13/03/2020 - “Con un po' di amici abbiamo ragionato questi giorni su come potevamo tentare di trasformare una situazione veramente particolare anche in un'opportunità. Abbiamo pensato che uno dei modi è certamente quello di utilizzare strumenti come questo – facebook - per raccontare delle storie, per parlarsi. L'abbiamo fatto e lo stiamo facendo anche in Triennale ogni giorno alle 17, però abbiamo anche detto che forse potrebbe essere interessante darsi delle regole e pensare che, infondo, il fatto che siamo tutti nella nostra casa, potrebbe diventare l'occasione per metterci in gioco raccontandosi ciascuno, utilizzando quello che è a tutti gli effetti un tempo ritrovato, una dimensione che non è così facile avere nella vita quotidiana ordinaria, un tempo per riflettere su un pezzo della propria storia, della propria vita”.
Esordisce così Stefano Boeri nel presentare il suo 'esperimento' dal nome #temporitrovato.
Dal 9 marzo scorso, ogni giorno alle 19, in diretta sulla sua personale pagina facebook, l'architetto racconta un libro fra quelli che ha riletto e che considera più importanti per la propria formazione, intellettuale ed emotiva, “sperando che questo modo di scambiarsi idee e pensieri si diffonda e possa diventare un’occasione per tutti per ritrovare il proprio tempo interiore. Un#temporitrovato”.
“Nel cominciare questo gioco, quest'esercizio, mi è capitato di riflettere pochi giorni fa su un libro in particolare. Un libro che è stato importante per me, ma è stato importante anche per una parte della riflessione sulla città”.
“Mutations”, un progetto congiunto di Rem Koolhaas OMA e Harvard Project on the City, con il contrinuto di altri autori tra cui Stefano Boeri, esplora le condizioni urbane in tutto il mondo a cavallo del XXI secolo. “Racconta l'esplosione della dimensione delle città in tutta la parte del continente asiatico, racconta dello sviluppo velocissimo delle megalopoli e della grande trasformazione urbana in Europa.

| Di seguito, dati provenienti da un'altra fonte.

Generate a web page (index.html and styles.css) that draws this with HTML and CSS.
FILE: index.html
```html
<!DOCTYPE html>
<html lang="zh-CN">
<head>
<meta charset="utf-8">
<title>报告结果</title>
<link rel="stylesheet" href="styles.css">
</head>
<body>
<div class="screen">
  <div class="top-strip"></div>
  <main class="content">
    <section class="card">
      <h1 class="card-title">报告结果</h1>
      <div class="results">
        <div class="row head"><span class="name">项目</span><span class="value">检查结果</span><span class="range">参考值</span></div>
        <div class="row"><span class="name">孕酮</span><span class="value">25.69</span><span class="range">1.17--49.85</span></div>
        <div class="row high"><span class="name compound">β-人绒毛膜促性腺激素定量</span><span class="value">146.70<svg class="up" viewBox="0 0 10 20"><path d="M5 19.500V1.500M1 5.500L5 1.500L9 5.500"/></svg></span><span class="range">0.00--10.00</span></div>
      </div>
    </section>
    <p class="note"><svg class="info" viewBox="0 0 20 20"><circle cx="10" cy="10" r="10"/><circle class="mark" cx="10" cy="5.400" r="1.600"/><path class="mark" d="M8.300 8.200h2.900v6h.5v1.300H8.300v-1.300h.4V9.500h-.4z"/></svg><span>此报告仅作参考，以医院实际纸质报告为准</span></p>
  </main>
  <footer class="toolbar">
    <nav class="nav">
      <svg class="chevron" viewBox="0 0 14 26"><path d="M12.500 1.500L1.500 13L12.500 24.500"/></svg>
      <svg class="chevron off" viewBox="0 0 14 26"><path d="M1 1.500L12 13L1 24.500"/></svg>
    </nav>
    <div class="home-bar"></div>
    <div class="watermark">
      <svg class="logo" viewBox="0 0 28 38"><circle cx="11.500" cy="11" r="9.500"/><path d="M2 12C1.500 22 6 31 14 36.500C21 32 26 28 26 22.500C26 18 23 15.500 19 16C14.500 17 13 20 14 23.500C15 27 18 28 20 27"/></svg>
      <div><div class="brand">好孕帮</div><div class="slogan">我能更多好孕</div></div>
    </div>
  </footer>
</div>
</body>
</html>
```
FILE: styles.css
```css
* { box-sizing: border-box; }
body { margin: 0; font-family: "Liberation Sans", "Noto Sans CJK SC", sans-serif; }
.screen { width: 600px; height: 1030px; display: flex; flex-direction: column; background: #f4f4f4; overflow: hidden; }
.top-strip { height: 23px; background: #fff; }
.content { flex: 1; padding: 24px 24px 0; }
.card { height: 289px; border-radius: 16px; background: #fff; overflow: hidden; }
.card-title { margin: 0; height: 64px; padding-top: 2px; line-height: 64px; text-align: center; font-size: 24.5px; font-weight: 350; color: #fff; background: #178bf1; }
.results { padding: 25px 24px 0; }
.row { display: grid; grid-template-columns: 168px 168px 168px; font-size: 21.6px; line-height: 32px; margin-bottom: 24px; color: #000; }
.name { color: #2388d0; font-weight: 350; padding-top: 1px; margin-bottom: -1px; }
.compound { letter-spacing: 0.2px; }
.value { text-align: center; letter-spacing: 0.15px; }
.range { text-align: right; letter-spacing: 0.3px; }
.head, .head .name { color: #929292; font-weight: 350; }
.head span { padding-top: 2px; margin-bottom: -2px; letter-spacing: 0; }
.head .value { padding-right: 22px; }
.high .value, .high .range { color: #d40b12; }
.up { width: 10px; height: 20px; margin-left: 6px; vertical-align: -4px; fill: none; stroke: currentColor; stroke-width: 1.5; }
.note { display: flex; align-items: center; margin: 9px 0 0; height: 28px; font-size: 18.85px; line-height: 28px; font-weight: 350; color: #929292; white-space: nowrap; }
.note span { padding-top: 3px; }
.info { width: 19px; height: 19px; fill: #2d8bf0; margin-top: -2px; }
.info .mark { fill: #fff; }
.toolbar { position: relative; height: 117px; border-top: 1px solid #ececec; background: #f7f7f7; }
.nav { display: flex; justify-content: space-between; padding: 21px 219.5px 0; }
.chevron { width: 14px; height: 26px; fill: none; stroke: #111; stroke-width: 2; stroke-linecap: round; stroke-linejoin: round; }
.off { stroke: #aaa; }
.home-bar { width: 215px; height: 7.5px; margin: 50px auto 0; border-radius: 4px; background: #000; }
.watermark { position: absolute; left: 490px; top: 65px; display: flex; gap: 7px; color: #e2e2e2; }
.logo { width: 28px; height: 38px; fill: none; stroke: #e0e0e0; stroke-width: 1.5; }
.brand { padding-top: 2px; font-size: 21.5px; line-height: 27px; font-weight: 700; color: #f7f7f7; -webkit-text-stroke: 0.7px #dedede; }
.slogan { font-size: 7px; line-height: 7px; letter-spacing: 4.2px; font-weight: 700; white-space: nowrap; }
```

Quel libro fu importante perchè diede inizio ad un periodo importante di riflessione sul senso della condizione urbana nel mondo”.
Il secondo libro presentato è romanzo “Il barone rampante” di Italo Calvino, scritto nel 1957, secondo capitolo della trilogia araldica I nostri antenati, insieme a Il visconte dimezzato (1952) e Il cavaliere inesistente (1959). Si tratta di un libro fondamentale nella storia della letteratura italiana del '900 che per Boeri ha costituito una specie di “ossessione fertile”.
“Un libro che è tornato di continuo nella mia vita: è tornato quando ho incominciato a ragionare sul Bosco verticale, è tornato quando, anche di recente, ragiono sulla grande visione di una città-foresta”.
Il terzo esperimento riguarda il saggio “Quattro modelli di futuro. C'è vita oltre il capitalismo” di Peter Frase.
Poche volte nella storia l’uomo si è trovato di fronte a un domani così incerto e dalle tinte così fosche. Tutti ci chiediamo: cosa succederà? Peter Frase risponde a questa domanda con questo libro energico, polemico, radicale, profondo e visionario in cui cerca di costruire quattro scenari a partire da alcune costanti fondamentali del presente.
Dispiegando gli strumenti delle scienze sociali e della finzione speculativa, Frase si chiede quale sarà l’impatto dell’automazione e come affronteremo la scarsità di risorse e le disuguaglianze sociali; e in un tour vorticoso attraverso fantascienza, teoria sociale e nuove tecnologie, propone quattro possibili modelli, alla ricerca della giusta misura tra promesse di benessere possibile e la paura della barbarie, sociale ed economica, in cui potremmo cadere.
Il quarto appuntamento riguarda “Foto dal finestrino” di Ettore Sottsass, una breve raccolta di 28 fotografie scattate dall'architetto durante i suoi viaggi e accompagnate da disascalie/riflessioni su architettura, urbanistica, società.
Un esempio fra tutti quello di Hong Kong, in cui, di fronte all’immagine di un albero in un cortile, Sottsass scrive:
A Torino conoscevo un vecchio artigiano restauratore di armadi laccati e doratore di grandi cornici del Settecento. Mi voleva bene e mi diceva sempre: “Architetto. Quando non sa più che cosa fare, ci metta uno specchio. Va sempre Bene.” Io sorridevo. Adesso, dopo più o meno cinquant’anni, dico a me stesso: “Ettore. Quando non sai più che cosa fare, mettici un albero. Va sempre bene.”